La parola ferisce, convince e placa. Il senso dello scrivere secondo Ennio Flaiano.
Ho sempre scritto, ovunque, con qualsiasi strumento. Dal fazzoletto di carta urgente al mio nuovo Chromebook. Scrivevo chissà cosa in una delle mie primissime foto, con una penna a stantuffo gommoso di cui ancora ricordo consistenza e profumo.
Ebbi in regalo dai miei l’oggetto più magico della mia fanciullezza: un teatrino dei burattini in legno, arancione, tipo tempietto con sipario, con le maschere della commedia dell’arte da maneggiare con dei fili attaccati dietro la testa. Le facce degli omini erano di gesso colorato, pian piano persero i lineamenti e divennero inespressive, stimolandomi a dargli nuova personalità con la scrittura. Avrò avuto sette anni e scrissi una sorta di commedia, registrai anche le parti su quegli affaroni preistorici della Philips con delle TDK che all’epoca mi sembravano avveniristiche.
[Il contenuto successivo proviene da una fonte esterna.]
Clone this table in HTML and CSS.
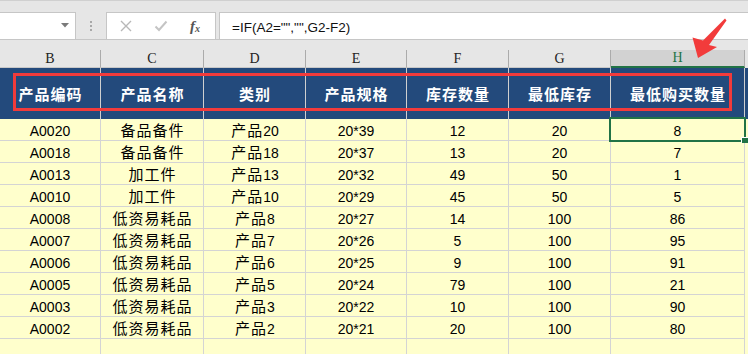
FILE: index.html
```html
<!DOCTYPE html>
<html>
<head>
<meta charset="utf-8">
<link rel="stylesheet" href="styles.css">
</head>
<body>
<div class="app">
  <div class="toolbar">
    <div class="namebox">
      <svg class="dd" width="8" height="5" viewBox="0 0 8 5"><polygon points="0,0 8,0 4,4.5" fill="#7a7a7a"/></svg>
    </div>
    <div class="grip"><i></i><i></i><i></i></div>
    <div class="fbox">
      <svg class="ico" width="14" height="14" viewBox="0 0 14 14"><path d="M2 2 L12 12 M12 2 L2 12" stroke="#b8b8b8" stroke-width="1.4" fill="none"/></svg>
      <svg class="ico" width="14" height="14" viewBox="0 0 14 14"><path d="M1.5 7.5 L5 11 L12.5 2.5" stroke="#c4c4c4" stroke-width="2" fill="none"/></svg>
      <span class="fx">f<sub>x</sub></span>
    </div>
    <div class="finput">=IF(A2="","",G2-F2)</div>
  </div>

  <div class="sheet">
    <div class="row colhead">
      <div class="c">B</div><div class="c">C</div><div class="c">D</div><div class="c">E</div><div class="c">F</div><div class="c">G</div><div class="c sel">H</div><div class="c last"></div>
    </div>
    <div class="row head">
      <div class="c">产品编码</div><div class="c">产品名称</div><div class="c">类别</div><div class="c">产品规格</div><div class="c">库存数量</div><div class="c">最低库存</div><div class="c">最低购买数量</div><div class="c last"></div>
    </div>
    <div class="row data"><div class="c">A0020</div><div class="c zh">备品备件</div><div class="c zh">产品<span class="n">20</span></div><div class="c">20*39</div><div class="c">12</div><div class="c">20</div><div class="c">8</div><div class="c last"></div></div>
    <div class="row data"><div class="c">A0018</div><div class="c zh">备品备件</div><div class="c zh">产品<span class="n">18</span></div><div class="c">20*37</div><div class="c">13</div><div class="c">20</div><div class="c">7</div><div class="c last"></div></div>
    <div class="row data"><div class="c">A0013</div><div class="c zh">加工件</div><div class="c zh">产品<span class="n">13</span></div><div class="c">20*32</div><div class="c">49</div><div class="c">50</div><div class="c">1</div><div class="c last"></div></div>
    <div class="row data"><div class="c">A0010</div><div class="c zh">加工件</div><div class="c zh">产品<span class="n">10</span></div><div class="c">20*29</div><div class="c">45</div><div class="c">50</div><div class="c">5</div><div class="c last"></div></div>
    <div class="row data"><div class="c">A0008</div><div class="c zh">低资易耗品</div><div class="c zh">产品<span class="n">8</span></div><div class="c">20*27</div><div class="c">14</div><div class="c">100</div><div class="c">86</div><div class="c last"></div></div>
    <div class="row data"><div class="c">A0007</div><div class="c zh">低资易耗品</div><div class="c zh">产品<span class="n">7</span></div><div class="c">20*26</div><div class="c">5</div><div class="c">100</div><div class="c">95</div><div class="c last"></div></div>
    <div class="row data"><div class="c">A0006</div><div class="c zh">低资易耗品</div><div class="c zh">产品<span class="n">6</span></div><div class="c">20*25</div><div class="c">9</div><div class="c">100</div><div class="c">91</div><div class="c last"></div></div>
    <div class="row data"><div class="c">A0005</div><div class="c zh">低资易耗品</div><div class="c zh">产品<span class="n">5</span></div><div class="c">20*24</div><div class="c">79</div><div class="c">100</div><div class="c">21</div><div class="c last"></div></div>
    <div class="row data"><div class="c">A0003</div><div class="c zh">低资易耗品</div><div class="c zh">产品<span class="n">3</span></div><div class="c">20*22</div><div class="c">10</div><div class="c">100</div><div class="c">90</div><div class="c last"></div></div>
    <div class="row data"><div class="c">A0002</div><div class="c zh">低资易耗品</div><div class="c zh">产品<span class="n">2</span></div><div class="c">20*21</div><div class="c">20</div><div class="c">100</div><div class="c">80</div><div class="c last"></div></div>
    <div class="row data empty"><div class="c"></div><div class="c"></div><div class="c"></div><div class="c"></div><div class="c"></div><div class="c"></div><div class="c"></div><div class="c last"></div></div>

    <div class="redbox"></div>
    <div class="selbox"><span class="handle"></span></div>
  </div>

  <svg class="arrow" width="60" height="60" viewBox="0 0 60 60">
    <polygon points="18,48 12.5,27.5 23,30.5 45,8.5 46.5,10.5 29,35 37,37" fill="#f23b3b"/>
  </svg>
</div>
</body>
</html>
```

FILE: styles.css
```css
* { box-sizing: border-box; }
html, body { margin: 0; padding: 0; }
body {
  width: 748px;
  height: 354px;
  overflow: hidden;
  background: #e6e6e6;
  font-family: "Liberation Sans", "Noto Sans CJK SC", sans-serif;
}
.app { position: relative; width: 748px; height: 354px; }

.toolbar {
  height: 40px;
  border-top: 1px solid #d0d0d0;
  border-bottom: 1px solid #c6c6c6;
  display: flex;
  align-items: flex-end;
}
.namebox {
  width: 77px;
  height: 27px;
  margin-left: -1px;
  background: #fff;
  border: 1px solid #c6c6c6;
  border-bottom: none;
  display: flex;
  align-items: center;
  justify-content: flex-end;
  padding-right: 6px;
}
.dd { display: block; margin-top: -1px; }
.grip {
  width: 30px;
  height: 27px;
  display: flex;
  flex-direction: column;
  align-items: center;
  justify-content: center;
  gap: 2px;
}
.grip i { display: block; width: 2px; height: 2px; background: #a8a8a8; }
.fbox {
  width: 110px;
  height: 27px;
  background: #fff;
  border: 1px solid #c6c6c6;
  border-bottom: none;
  display: flex;
  align-items: center;
  padding-left: 12px;
  gap: 21px;
}
.ico { display: block; }
.fx {
  font-family: "Liberation Serif", serif;
  font-style: italic;
  font-weight: 700;
  font-size: 15px;
  color: #555;
  margin-left: 1px;
}
.fx sub { font-size: 10px; vertical-align: -1px; }
.finput {
  flex: 1;
  margin-left: 3px;
  height: 27px;
  background: #fff;
  border: 1px solid #c6c6c6;
  border-right: none;
  border-bottom: none;
  font-size: 13.5px;
  color: #111;
  padding-left: 12px;
  display: flex;
  align-items: center;
  padding-top: 2px;
}

.sheet { position: relative; padding-top: 10px; }
.row {
  display: grid;
  grid-template-columns: 101px 103px 102px 101px 102px 102px 134px 3px;
}
.c {
  border-right: 1px solid #d4d4d4;
  display: flex;
  align-items: center;
  justify-content: center;
  white-space: nowrap;
}
.c.last { border-right: none; }

.colhead { height: 18px; }
.colhead .c {
  border-right-color: #ababab;
  border-bottom: 1px solid #c8c8c8;
  font-family: "Liberation Serif", serif;
  font-size: 14px;
  color: #222;
}
.colhead .c.last { border-bottom: none; }
.colhead .c.sel {
  background: #d2d2d2;
  color: #217346;
  border-bottom: 2px solid #217346;
}

.head { height: 51px; background: #234a7c; }
.head .c {
  border-right-color: #cfcfcf;
  color: #fff;
  font-family: "Noto Sans CJK SC", sans-serif;
  font-weight: 700;
  font-size: 15px;
  letter-spacing: 1px;
  padding-left: 1px;
}

.data { height: 22px; background: #ffffcc; }
.data .c {
  border-bottom: 1px solid #d4d4d4;
  font-size: 14px;
  color: #000;
  padding-top: 2px;
}
.data .c.zh {
  font-family: "Noto Sans CJK SC", sans-serif;
  font-size: 15px;
  letter-spacing: 1px;
  padding-left: 1px;
  padding-top: 0;
}
.data .c.zh .n {
  font-family: "Liberation Sans", sans-serif;
  font-size: 14px;
  letter-spacing: 0;
  padding-top: 2px;
}
.data .c.last { border-bottom: none; }
.empty { height: 16px; }
.empty .c { border-bottom: none; }

.redbox {
  position: absolute;
  left: 13px;
  top: 33px;
  width: 719px;
  height: 38px;
  border: 3px solid #f23b3b;
}
.selbox {
  position: absolute;
  left: 609px;
  top: 77px;
  width: 137px;
  height: 25px;
  border: 2px solid #217346;
}
.handle {
  position: absolute;
  right: -4px;
  bottom: -3px;
  width: 6px;
  height: 5px;
  background: #217346;
  border-left: 1px solid #fff;
  border-top: 1px solid #fff;
  box-sizing: content-box;
}
.arrow { position: absolute; left: 680px; top: 10px; }
```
Il mio primo libro serio nacque su un laptop paleolitico in un angolino per non dare fastidio a nessuno. Esprimersi liberamente a volte è percepito come un privilegio dorato, pochi colgono la rabbiosa impellenza che scava dentro e getta via umori maligni. Ancora oggi uso un computerino. Sorrido se penso che quel rettangolo contiene mondi che arriveranno al lettore.
In questo periodo la scrittura si manifesta anche in forme diverse, dal convegno scientifico al recital con band, passando per il seminario nell’oasi di qualche giorno fa. Vivo anche la radio come un’estensione della scrittura: la parola visibile e tangibile si incarna nel microfono e viaggia tra etere e streaming. E i treni restano il luogo migliore per la nascita dei libri. Movimento, dinamismo, scripta manent.